Do caos que, há mais de três meses, se instalou no atendimento hospitalar de três estados do Nordeste — Alagoas, Pernambuco e Paraíba — se extrai mais uma prova convincente da falência das políticas públicas de saúde. Milhares de pacientes se acotovelam nas entradas e no chão dos hospitais, a maioria crianças e velhos, sem esperança de assistência. Na rede oficial, grande parte dos médicos pediu demissão inconformados com os salários. Os demais e funcionários se mantêm em greve em busca de aumento de vencimentos e melhores condições de trabalho.

No sistema privado, com maior intensidade na Paraíba, cirurgiões e clínicos acusam o Sistema Único de Saúde (SUS) de remunerá-los com pagamentos aviltantes. Recusam-se a prestar socorro aos enfermos enquanto a tabela do órgão, segundo eles da ordem de R$ 76 por cirurgia, não for revista. O valor estaria defasado há mais de 10 anos. Uma jovem, carente de intervenção cardiovascular emergencial, pagou com a vida o preço da omissão de socorro.


Quando a vida é o bem em jogo, é obrigação de todos colocá-la acima de quaisquer outras conveniências e interesses. Dever, explique-se, sacralizado no voto missioneiro de quem se entrega ao ofício da medicina. Abandonar enfermos ao infortúnio da dor, largados como restolho humano à mercê da morte nas portas ou nos pisos dos hospitais, antes de tudo é violar os direitos essenciais da pessoa e adotar conduta criminosa. Não importa se o motivo da barbárie seja a reivindicação de condições mais dignas de sobrevivência.

Aí está apenas uma face do problema. A outra, carregada da mesma dramaticidade, é a incúria do poder público, à frente o governo federal, em acionar diretrizes capazes de assegurar meios eficientes de saúde à população. Há 10 anos criou-se fonte tributária específica — a Contribuição Provisória sobre Movimentação Financeira (CPMF) — para resolver o problema. Mas os recursos, salvo migalhas, jamais foram aplicados para cumprir os objetivos da inovação fiscal.
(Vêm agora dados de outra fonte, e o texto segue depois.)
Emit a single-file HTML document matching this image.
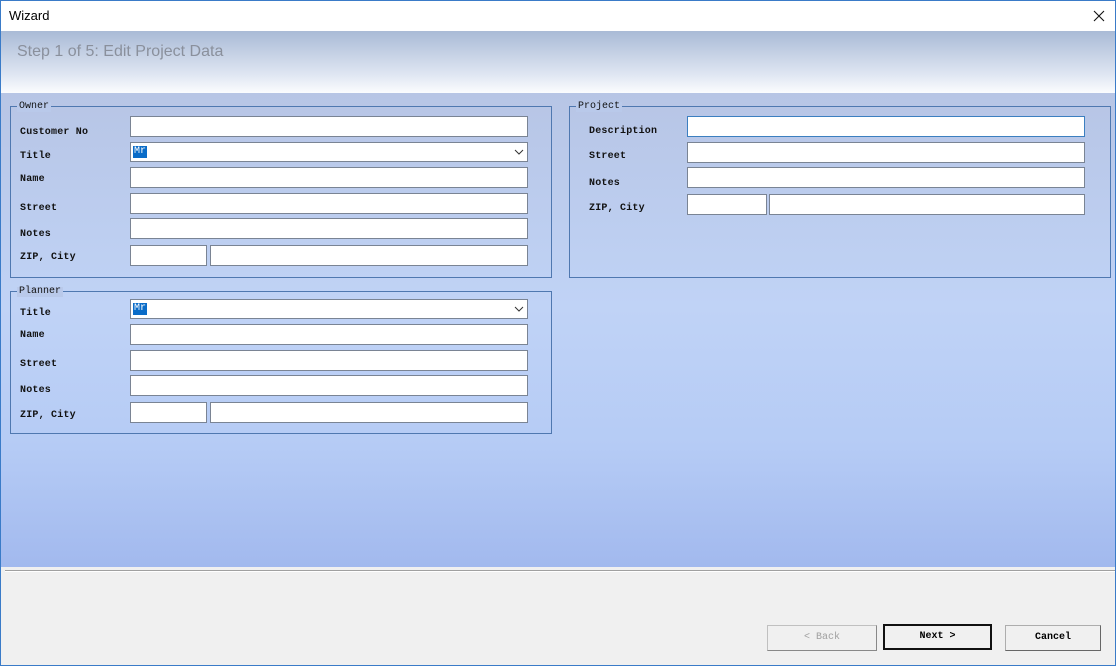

Os desvios das receitas, antes como hoje, constituem a regra que se aplica para distribuí-las.

O drama do Nordeste não é particularidade da região. Situações de risco à população e graves carências estão presentes em todos os quadrantes do país. Mas repõe em cena questão antiga e só lembrada em momentos de crise aguda. Trata-se da legislação para disciplinar o direito de greve no âmbito da administração oficial. É iniciativa indispensável e urgente. Cumpre garantir, em caso de greve, limites à execução de serviços essenciais, como os relacionados com a saúde, previdência social, ensino, energia, água, transportes e os concedidos à iniciativa privada.

Quanto a pacientes mortos ou que vierem a morrer por falta de atendimento, é obrigação do Ministério Público indiciar os responsáveis por omissão de socorro, crime capitulado no Código Penal. Ninguém pode louvar-se no fato de estar em greve ou de ser mal pago para justificar o desleixo com a vida humana.